**AIM OF THE TASK**
Copy out the listing that follows, exact in every word, and skip the images.
Begin PROVIDED DATA
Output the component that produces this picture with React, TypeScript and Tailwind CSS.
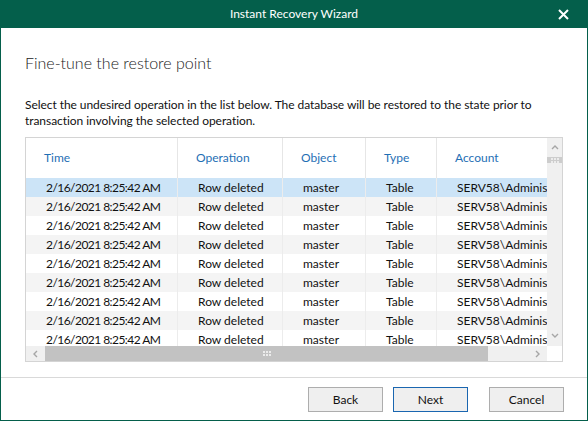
import React from "react";

const columns = [
  { label: "Time", w: "w-[152px]" },
  { label: "Operation", w: "w-[105px]" },
  { label: "Object", w: "w-[83px]" },
  { label: "Type", w: "w-[71px]" },
  { label: "Account", w: "w-[200px]" },
];

const row = ["2/16/2021 8:25:42 AM", "Row deleted", "master", "Table", "SERV58\\Administrator"];

const Chevron: React.FC<{ dir: "up" | "down" | "left" | "right" }> = ({ dir }) => {
  const pts = {
    up: "1,5 4,2 7,5",
    down: "1,2 4,5 7,2",
    left: "5,1 2,4 5,7",
    right: "2,1 5,4 2,7",
  }[dir];
  return (
    <svg width="8" height="8" viewBox="0 0 8 8" className="shrink-0">
      <polyline points={pts} fill="none" stroke="#a6a6a6" strokeWidth="1.4" />
    </svg>
  );
};

const Grip: React.FC = () => (
  <div className="grid grid-cols-3 gap-[1px]">
    {Array.from({ length: 6 }).map((_, i) => (
      <div key={i} className="w-[2px] h-[2px] bg-[#ececec]" />
    ))}
  </div>
);

export default function App() {
  return (
    <div
      className="w-[588px] h-[421px] flex flex-col bg-white border-x border-b border-[#045f4b] overflow-hidden"
      style={{ fontFamily: '"Segoe UI", "Lato", "Liberation Sans", sans-serif' }}
    >
      <div className="h-[28px] shrink-0 bg-[#045f4b] -mx-px flex items-center justify-center relative">
        <span className="text-white text-[12px]">Instant Recovery Wizard</span>
        <svg width="11" height="11" viewBox="0 0 11 11" className="absolute right-[19px] top-[9px]">
          <path d="M1 1 L10 10 M10 1 L1 10" stroke="white" strokeWidth="2" />
        </svg>
      </div>

      <div className="flex-1 flex flex-col px-[24px]">
        <h1 className="mt-[25px] text-[16px] font-light text-[#222] leading-[20px]" style={{ fontFamily: '"Lato", sans-serif' }}>
          Fine-tune the restore point
        </h1>
        <p className="mt-[24px] text-[12px] leading-[16px] tracking-[-0.06px] text-[#111]">
          Select the undesired operation in the list below. The database will be restored to the state prior to
          transaction involving the selected operation.
        </p>

        <div className="mt-[8px] h-[225px] w-[538px] border border-[#d4d4d4] flex flex-col">
          <div className="flex flex-1 min-h-0">
            <div className="flex-1 overflow-hidden">
              <div className="flex h-[40px] text-[#1f6fb5] text-[12px]">
                {columns.map((c) => (
                  <div
                    key={c.label}
                    className={`${c.w} shrink-0 flex items-center pl-[18px] border-r border-[#e6e6e6]`}
                  >
                    {c.label}
                  </div>
                ))}
              </div>
              {Array.from({ length: 9 }).map((_, r) => (
                <div
                  key={r}
                  className={`flex h-[19px] text-[12px] text-[#111] ${
                    r === 0 ? "bg-[#cce4f7]" : r % 2 === 1 ? "bg-[#f4f4f4]" : "bg-white"
                  }`}
                >
                  {columns.map((c, i) => (
                    <div
                      key={c.label}
                      className={`${c.w} shrink-0 flex items-center pl-[20px] whitespace-nowrap overflow-hidden border-r border-[#ececec] ${
                        i === 0 ? "tracking-[-0.55px]" : ""
                      }`}
                    >
                      {row[i]}
                    </div>
                  ))}
                </div>
              ))}
            </div>
            <div className="w-[15px] shrink-0 bg-[#f0f0f0] flex flex-col items-center">
              <div className="mt-[6px]">
                <Chevron dir="up" />
              </div>
              <div className="mt-[5px] w-[15px] h-[6px] bg-[#cdcdcd] flex items-center justify-center">
                <Grip />
              </div>
              <div className="mt-auto mb-[6px]">
                <Chevron dir="down" />
              </div>
            </div>
          </div>
          <div className="flex h-[15px] shrink-0">
            <div className="flex-1 bg-[#f0f0f0] flex items-center">
              <div className="w-[19px] flex justify-center">
                <Chevron dir="left" />
              </div>
              <div className="w-[443px] h-full bg-[#c2c2c2] flex items-center justify-center">
                <Grip />
              </div>
              <div className="flex-1" />
              <div className="w-[18px] flex justify-center">
                <Chevron dir="right" />
              </div>
            </div>
            <div className="w-[15px] shrink-0 bg-white" />
          </div>
        </div>
      </div>

      <div className="h-[43px] shrink-0 border-t border-[#d9d9d9] flex items-start justify-end pr-[23px] pt-[9px]">
        <button className="w-[75px] h-[25px] bg-[#efefef] border border-[#adadad] text-[12px] text-[#111]">Back</button>
        <button className="ml-[10px] w-[75px] h-[25px] bg-[#efefef] border border-[#1a66b0] text-[12px] text-[#111]">Next</button>
        <button className="ml-[21px] w-[75px] h-[25px] bg-[#efefef] border border-[#adadad] text-[12px] text-[#111]">Cancel</button>
      </div>
    </div>
  );
}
End PROVIDED DATA
**FULL RESPONSE**
Output the component that produces this picture with React, TypeScript and Tailwind CSS.
import React from "react";

const columns = [
  { label: "Time", w: "w-[152px]" },
  { label: "Operation", w: "w-[105px]" },
  { label: "Object", w: "w-[83px]" },
  { label: "Type", w: "w-[71px]" },
  { label: "Account", w: "w-[200px]" },
];

const row = ["2/16/2021 8:25:42 AM", "Row deleted", "master", "Table", "SERV58\\Administrator"];

const Chevron: React.FC<{ dir: "up" | "down" | "left" | "right" }> = ({ dir }) => {
  const pts = {
    up: "1,5 4,2 7,5",
    down: "1,2 4,5 7,2",
    left: "5,1 2,4 5,7",
    right: "2,1 5,4 2,7",
  }[dir];
  return (
    <svg width="8" height="8" viewBox="0 0 8 8" className="shrink-0">
      <polyline points={pts} fill="none" stroke="#a6a6a6" strokeWidth="1.4" />
    </svg>
  );
};

const Grip: React.FC = () => (
  <div className="grid grid-cols-3 gap-[1px]">
    {Array.from({ length: 6 }).map((_, i) => (
      <div key={i} className="w-[2px] h-[2px] bg-[#ececec]" />
    ))}
  </div>
);

export default function App() {
  return (
    <div
      className="w-[588px] h-[421px] flex flex-col bg-white border-x border-b border-[#045f4b] overflow-hidden"
      style={{ fontFamily: '"Segoe UI", "Lato", "Liberation Sans", sans-serif' }}
    >
      <div className="h-[28px] shrink-0 bg-[#045f4b] -mx-px flex items-center justify-center relative">
        <span className="text-white text-[12px]">Instant Recovery Wizard</span>
        <svg width="11" height="11" viewBox="0 0 11 11" className="absolute right-[19px] top-[9px]">
          <path d="M1 1 L10 10 M10 1 L1 10" stroke="white" strokeWidth="2" />
        </svg>
      </div>

      <div className="flex-1 flex flex-col px-[24px]">
        <h1 className="mt-[25px] text-[16px] font-light text-[#222] leading-[20px]" style={{ fontFamily: '"Lato", sans-serif' }}>
          Fine-tune the restore point
        </h1>
        <p className="mt-[24px] text-[12px] leading-[16px] tracking-[-0.06px] text-[#111]">
          Select the undesired operation in the list below. The database will be restored to the state prior to
          transaction involving the selected operation.
        </p>

        <div className="mt-[8px] h-[225px] w-[538px] border border-[#d4d4d4] flex flex-col">
          <div className="flex flex-1 min-h-0">
            <div className="flex-1 overflow-hidden">
              <div className="flex h-[40px] text-[#1f6fb5] text-[12px]">
                {columns.map((c) => (
                  <div
                    key={c.label}
                    className={`${c.w} shrink-0 flex items-center pl-[18px] border-r border-[#e6e6e6]`}
                  >
                    {c.label}
                  </div>
                ))}
              </div>
              {Array.from({ length: 9 }).map((_, r) => (
                <div
                  key={r}
                  className={`flex h-[19px] text-[12px] text-[#111] ${
                    r === 0 ? "bg-[#cce4f7]" : r % 2 === 1 ? "bg-[#f4f4f4]" : "bg-white"
                  }`}
                >
                  {columns.map((c, i) => (
                    <div
                      key={c.label}
                      className={`${c.w} shrink-0 flex items-center pl-[20px] whitespace-nowrap overflow-hidden border-r border-[#ececec] ${
                        i === 0 ? "tracking-[-0.55px]" : ""
                      }`}
                    >
                      {row[i]}
                    </div>
                  ))}
                </div>
              ))}
            </div>
            <div className="w-[15px] shrink-0 bg-[#f0f0f0] flex flex-col items-center">
              <div className="mt-[6px]">
                <Chevron dir="up" />
              </div>
              <div className="mt-[5px] w-[15px] h-[6px] bg-[#cdcdcd] flex items-center justify-center">
                <Grip />
              </div>
              <div className="mt-auto mb-[6px]">
                <Chevron dir="down" />
              </div>
            </div>
          </div>
          <div className="flex h-[15px] shrink-0">
            <div className="flex-1 bg-[#f0f0f0] flex items-center">
              <div className="w-[19px] flex justify-center">
                <Chevron dir="left" />
              </div>
              <div className="w-[443px] h-full bg-[#c2c2c2] flex items-center justify-center">
                <Grip />
              </div>
              <div className="flex-1" />
              <div className="w-[18px] flex justify-center">
                <Chevron dir="right" />
              </div>
            </div>
            <div className="w-[15px] shrink-0 bg-white" />
          </div>
        </div>
      </div>

      <div className="h-[43px] shrink-0 border-t border-[#d9d9d9] flex items-start justify-end pr-[23px] pt-[9px]">
        <button className="w-[75px] h-[25px] bg-[#efefef] border border-[#adadad] text-[12px] text-[#111]">Back</button>
        <button className="ml-[10px] w-[75px] h-[25px] bg-[#efefef] border border-[#1a66b0] text-[12px] text-[#111]">Next</button>
        <button className="ml-[21px] w-[75px] h-[25px] bg-[#efefef] border border-[#adadad] text-[12px] text-[#111]">Cancel</button>
      </div>
    </div>
  );
}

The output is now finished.